The purpose of collective bargaining is to allow the parties closest to the workplace — employers and unions — to establish fair wages and benefits in private negotiations, with both sides using the economic leverage under government-set rules. A cardinal principle of collective bargaining has been that the government does not determine the content of the agreements negotiated, only the procedures under which they are negotiated — like referees who ensure that the game is played by the rules but do not follow the score. The make-whole remedy for bad-faith bargaining required the ALRB to impinge on this hands-off-the-content-of-bargaining rule, and mandatory mediation represents another effort, like make whole, to experiment with a unique remedy to facilitate collective bargaining in agriculture.
The new mandatory mediation law changes the rules for collective bargaining, allowing a mediator to impose an agreement if collective bargaining does not lead to a contract. Unions hope the law will usher in a new era for farm labor.
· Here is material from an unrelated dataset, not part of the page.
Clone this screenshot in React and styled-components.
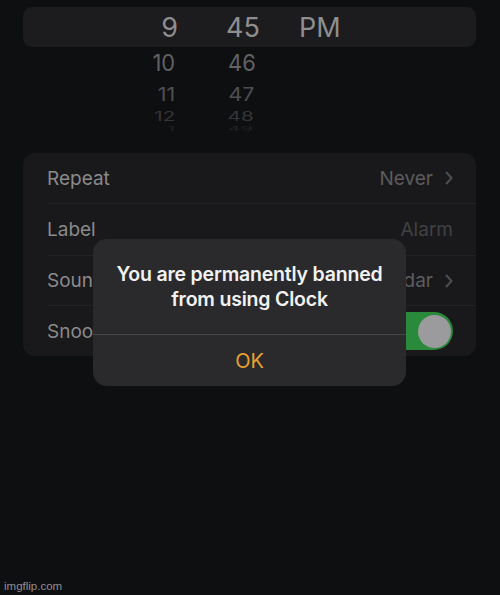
import React from "react";
import styled, { createGlobalStyle } from "styled-components";

const Global = createGlobalStyle`
  html, body { margin: 0; padding: 0; background: #0e0f11; }
  body { font-family: Inter, "Noto Sans", "Liberation Sans", sans-serif; -webkit-font-smoothing: antialiased; }
`;

const Page = styled.div`
  position: relative;
  min-height: 595px;
  box-sizing: border-box;
  padding: 7px 24px 0 23px;
  display: flex;
  flex-direction: column;
  overflow: hidden;
`;

const Picker = styled.div`
  display: flex;
  flex-direction: column;
`;

const PickerRow = styled.div`
  display: grid;
  grid-template-columns: 155px 84px 1fr;
  align-items: center;
  height: ${(p) => p.$h}px;
  border-radius: 9px;
  background: ${(p) => (p.$selected ? "#1c1c1f" : "transparent")};
  color: ${(p) => p.$color};
  font-size: ${(p) => p.$size}px;
  line-height: ${(p) => Math.min(p.$size, p.$h)}px;
`;

const Cell = styled.span`
  display: block;
  text-align: ${(p) => p.$align || "right"};
  padding-left: ${(p) => p.$pl || 0}px;
  padding-right: ${(p) => p.$pr || 0}px;
  transform: scale(${(p) => p.$sx || 1}, ${(p) => p.$sy || 1});
  transform-origin: ${(p) => p.$origin || "right center"};
`;

const Card = styled.div`
  margin-top: 19px;
  background: #19191b;
  border-radius: 12px;
  display: flex;
  flex-direction: column;
`;

const Row = styled.div`
  display: flex;
  align-items: center;
  justify-content: space-between;
  box-sizing: border-box;
  height: ${(p) => p.$h || 51}px;
  margin-left: 24px;
  padding-right: 23px;
  border-bottom: ${(p) => (p.$last ? "none" : "1px solid #232325")};
`;

const Label = styled.span`
  color: #8a8a8c;
  font-size: 19px;
`;

const Value = styled.span`
  display: flex;
  align-items: center;
  gap: 12px;
  color: ${(p) => (p.$placeholder ? "#414143" : "#5c5c5e")};
  font-size: 19px;
`;

const Toggle = styled.div`
  width: 65px;
  height: 38px;
  border-radius: 19px;
  background: #2a8a3c;
  display: flex;
  align-items: center;
  justify-content: flex-end;
  padding: 0 2px;
  box-sizing: border-box;
`;

const Knob = styled.div`
  width: 33px;
  height: 33px;
  border-radius: 50%;
  background: #9b9b9d;
`;

const Dialog = styled.div`
  position: absolute;
  left: 93px;
  top: 239px;
  width: 313px;
  background: #2a2a2c;
  border-radius: 14px;
  display: flex;
  flex-direction: column;
  overflow: hidden;
`;

const DialogTitle = styled.div`
  padding: 23px 16px 22px;
  text-align: center;
  color: #f2f2f2;
  font-size: 19.5px;
  font-weight: 600;
  line-height: 25px;
  letter-spacing: -0.2px;
  border-bottom: 1px solid #47474a;
`;

const DialogButton = styled.div`
  height: 51px;
  display: flex;
  align-items: center;
  justify-content: center;
  color: #e6a032;
  font-size: 20px;
`;

const Watermark = styled.div`
  margin-top: auto;
  margin-left: -19px;
  padding-bottom: 3px;
  color: #8e8e90;
  font-family: "Liberation Sans", Arial, sans-serif;
  font-size: 11.5px;
`;

const Chevron = () => (
  <svg width="8" height="14" viewBox="0 0 8 14">
    <polyline points="1.5,1.5 6.5,7 1.5,12.5" fill="none" stroke="#4e4e50" strokeWidth="2" strokeLinecap="round" strokeLinejoin="round" />
  </svg>
);

const pickerRows = [
  { h: 40, size: 27, color: "#8e8e90", vals: ["9", "45", "PM"], sel: true, sx: 1, sy: 1 },
  { h: 32, size: 23, color: "#616163", vals: ["10", "46", ""], sx: 0.95, sy: 1 },
  { h: 31, size: 23, color: "#4e4e50", vals: ["11", "47", ""], sx: 0.93, sy: 0.82 },
  { h: 14, size: 23, color: "#353537", vals: ["12", "48", ""], sx: 0.9, sy: 0.55 },
  { h: 10, size: 23, color: "#222224", vals: ["1", "49", ""], sx: 0.88, sy: 0.28 },
];

export default function App() {
  return (
    <>
      <Global />
      <Page>
        <Picker>
          {pickerRows.map((r, i) => (
            <PickerRow key={i} $h={r.h} $size={r.size} $color={r.color} $selected={r.sel}>
              <Cell $sx={r.sx} $sy={r.sy} $pr={i === 0 ? 0 : 3}>{r.vals[0]}</Cell>
              <Cell $sx={r.sx} $sy={r.sy} $align="center" $origin="center" $pl={46} $pr={0}>{r.vals[1]}</Cell>
              <Cell $align="left" $origin="left center" $pl={37}>{r.vals[2]}</Cell>
            </PickerRow>
          ))}
        </Picker>
        <Card>
          <Row>
            <Label>Repeat</Label>
            <Value>Never<Chevron /></Value>
          </Row>
          <Row $h={52}>
            <Label>Label</Label>
            <Value $placeholder>Alarm</Value>
          </Row>
          <Row $h={50}>
            <Label>Sound</Label>
            <Value>Radar<Chevron /></Value>
          </Row>
          <Row $last $h={50}>
            <Label>Snooze</Label>
            <Toggle><Knob /></Toggle>
          </Row>
        </Card>
        <Dialog>
          <DialogTitle>You are permanently banned<br />from using Clock</DialogTitle>
          <DialogButton>OK</DialogButton>
        </Dialog>
        <Watermark>imgflip.com</Watermark>
      </Page>
    </>
  );
}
The golden age for farmworkers and farmworker unions was 1965 to 1980, when there were no braceros and few unauthorized foreign workers in the fields. Cesar Chavez had won widespread support for grape and other boycotts, and competition between the UFW and Teamsters unions convinced many growers that their farmworkers would be represented by unions. The enactment of the ALRA in 1975 was expected to usher in a new era for farm labor in which wages were determined largely by collective bargaining. The reasons cited for the decline of collective bargaining in the 1990s include the rising number of unauthorized workers, many of whom found jobs with the help of labor contractors, and changes within the UFW and at the ALRB that impeded organizing and bargaining. A quartercentury after the ALRA was enacted with high hopes, unions now hope that mandatory mediation will launch the new era for farm labor.